4. dangers of the heel hook is that it not only pressures the ankle, but the ligaments in the knees. Because it is stretching ligaments which requires less force to snap than say, the bones in the ankle, it is a very dangerous move.
Also, the pain registers at the ankle first which is somewhat deceptive, as the person being locked feels they are safe until the ligaments give way and snap in their knees.
(never seen this happen).Source(s): I dont do mma.
- jamesf24Lv 61 decade ago
I'll give it a shot, although I don't know the Japanese terminology you used.
1.) Not sure on this one.
2.) Put your right foot past your opponents left foot, part of your butt should be past his hip, your right hand can be across his back or you clinch your hands together like a head lock (your back is slightly turned to him) if he is taller than you, then you need to bend your knees more, then twist (to your left) and he goes up and over the back/right shoulder.
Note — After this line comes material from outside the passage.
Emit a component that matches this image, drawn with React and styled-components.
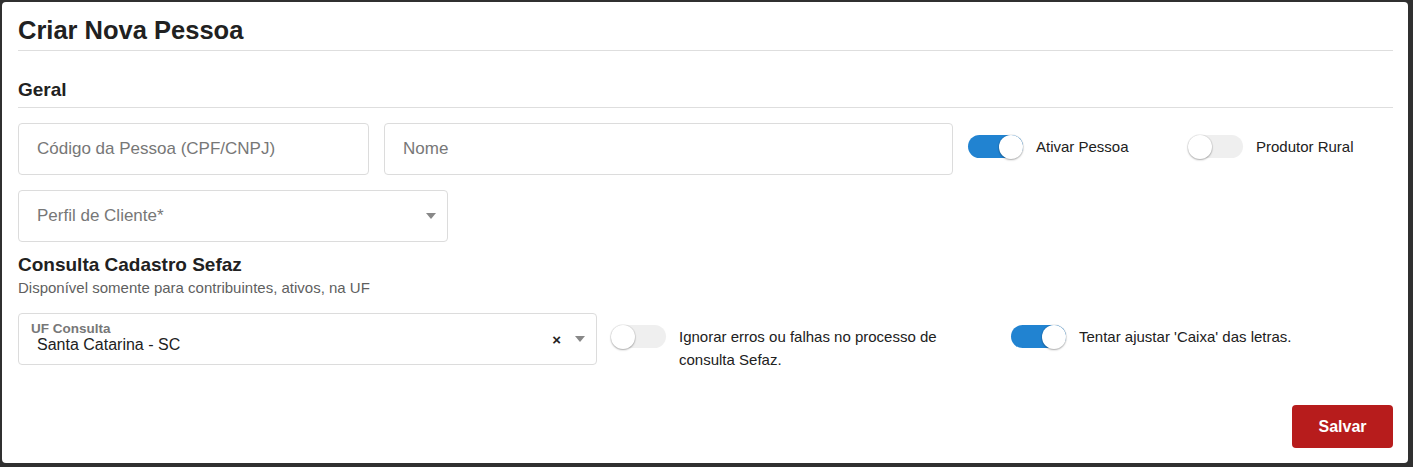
import React from "react";
import styled, { createGlobalStyle } from "styled-components";

const GlobalStyle = createGlobalStyle`
  html, body {
    margin: 0;
    padding: 0;
    background: #303030;
  }
  body {
    font-family: "Liberation Sans", Arial, sans-serif;
    color: #212121;
  }
  * { box-sizing: border-box; }
`;

const Card = styled.div`
  margin: 2px 5px 4px 2px;
  background: #fff;
  border-radius: 4px;
  padding: 13px 15px 15px 16px;
`;

const Title = styled.h1`
  margin: 0;
  font-size: 25.5px;
  line-height: 30px;
  font-weight: 700;
  padding-bottom: 5px;
  border-bottom: 1px solid #dedede;
`;

const SectionTitle = styled.h2`
  margin: ${(p) => p.$top || 0}px 0 0;
  font-size: 19px;
  line-height: 22px;
  font-weight: 700;
  padding-bottom: ${(p) => (p.$line ? 6 : 0)}px;
  border-bottom: ${(p) => (p.$line ? "1px solid #dedede" : "none")};
`;

const Subtitle = styled.p`
  margin: 3px 0 0;
  font-size: 15px;
  line-height: 18px;
  color: #5f5f5f;
`;

const Row = styled.div`
  display: grid;
  grid-template-columns: ${(p) => p.$cols};
  column-gap: ${(p) => p.$gap || 15}px;
  align-items: start;
  margin-top: ${(p) => p.$top || 15}px;
`;

const TextInput = styled.input`
  height: 52px;
  width: 100%;
  border: 1px solid #dcdcdc;
  border-radius: 4px;
  padding: 0 18px;
  font-family: "Liberation Sans", Arial, sans-serif;
  font-size: 17px;
  color: #212121;
  outline: none;
  &::placeholder {
    color: #777;
  }
`;

const SelectBox = styled.div`
  position: relative;
  height: 52px;
  border: 1px solid #dcdcdc;
  border-radius: 4px;
  display: flex;
  align-items: center;
  padding: 0 10px 0 18px;
`;

const SelectText = styled.div`
  flex: 1;
  font-size: 17px;
  color: #777;
`;

const FloatLabel = styled.div`
  position: absolute;
  left: 12px;
  top: 7px;
  font-size: 13.5px;
  font-weight: 700;
  color: #777;
`;

const SelectValue = styled.div`
  flex: 1;
  font-size: 16px;
  color: #212121;
  padding-top: 12px;
`;

const Clear = styled.span`
  font-size: 15px;
  font-weight: 700;
  color: #222;
  margin-right: 14px;
  line-height: 1;
`;

const Caret = styled.span`
  width: 0;
  height: 0;
  border-left: 5px solid transparent;
  border-right: 5px solid transparent;
  border-top: 6px solid #888;
  margin-right: 1px;
`;

const ToggleCell = styled.div`
  display: flex;
  align-items: flex-start;
  padding-top: 12px;
  padding-right: ${(p) => p.$pr || 0}px;
`;

const Track = styled.div`
  position: relative;
  flex: none;
  width: 55px;
  height: 23px;
  border-radius: 12px;
  background: ${(p) => (p.$on ? "#2183d1" : "#efefef")};
  margin-right: 13px;
`;

const Knob = styled.div`
  position: absolute;
  top: -0.5px;
  left: ${(p) => (p.$on ? "31px" : "0")};
  width: 24px;
  height: 24px;
  border-radius: 50%;
  background: #fff;
  box-shadow: 0 1px 2px rgba(0, 0, 0, 0.3), 0 0 0 1px rgba(0, 0, 0, 0.05);
`;

const ToggleLabel = styled.span`
  font-size: 15px;
  line-height: 23px;
  color: #212121;
`;

const Footer = styled.div`
  display: flex;
  justify-content: flex-end;
  margin-top: 34px;
`;

const SaveButton = styled.button`
  width: 101px;
  height: 43px;
  border: none;
  border-radius: 4px;
  background: #b71c1c;
  color: #fff;
  font-family: "Liberation Sans", Arial, sans-serif;
  font-size: 16px;
  font-weight: 700;
`;

function Toggle({ on, label, pr }) {
  return (
    <ToggleCell $pr={pr}>
      <Track $on={on}>
        <Knob $on={on} />
      </Track>
      <ToggleLabel>{label}</ToggleLabel>
    </ToggleCell>
  );
}

export default function App() {
  return (
    <>
      <GlobalStyle />
      <Card>
        <Title>Criar Nova Pessoa</Title>

        <SectionTitle $top={28} $line>
          Geral
        </SectionTitle>
        <Row $cols="351px 569px 205px 1fr">
          <TextInput placeholder="Código da Pessoa (CPF/CNPJ)" />
          <TextInput placeholder="Nome" />
          <Toggle on label="Ativar Pessoa" />
          <Toggle label="Produtor Rural" />
        </Row>
        <Row $cols="430px">
          <SelectBox>
            <SelectText>Perfil de Cliente*</SelectText>
            <Caret />
          </SelectBox>
        </Row>

        <SectionTitle $top={12}>Consulta Cadastro Sefaz</SectionTitle>
        <Subtitle>Disponível somente para contribuintes, ativos, na UF</Subtitle>
        <Row $cols="579px 386px 1fr" $gap={14} $top={16}>
          <SelectBox>
            <FloatLabel>UF Consulta</FloatLabel>
            <SelectValue>Santa Catarina - SC</SelectValue>
            <Clear>×</Clear>
            <Caret />
          </SelectBox>
          <Toggle
            label="Ignorar erros ou falhas no processo de consulta Sefaz."
            pr={30}
          />
          <Toggle on label="Tentar ajustar 'Caixa' das letras." />
        </Row>

        <Footer>
          <SaveButton>Salvar</SaveButton>
        </Footer>
      </Card>
    </>
  );
}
3.) You are in his full guard or half guard, you capture his foot in your armpit area and use your forearm or ridge hand area just above his ankle on his achilles tendon (you are on one knee), you throw knee over and roll on to your side/back (keeping the leg locked) and arch your back like you are looking away from him. It doesnt work on a joint (if done right), it works on the achilles tendon.
4.) Because it takes next to nothing to do damage. There is not much muscle or flesh to give you resistance, especially an inside heel hook. To me, it looks like this is what Frank Mir did to Brock Lesner, that's why Lesner tapped so fast and furiously. Or is it because they low experience guy hasnt seen the Chi enhancement video yet? :o)
I'm new at the grappling and BJJ stuff, so please correct me if I'm wrong.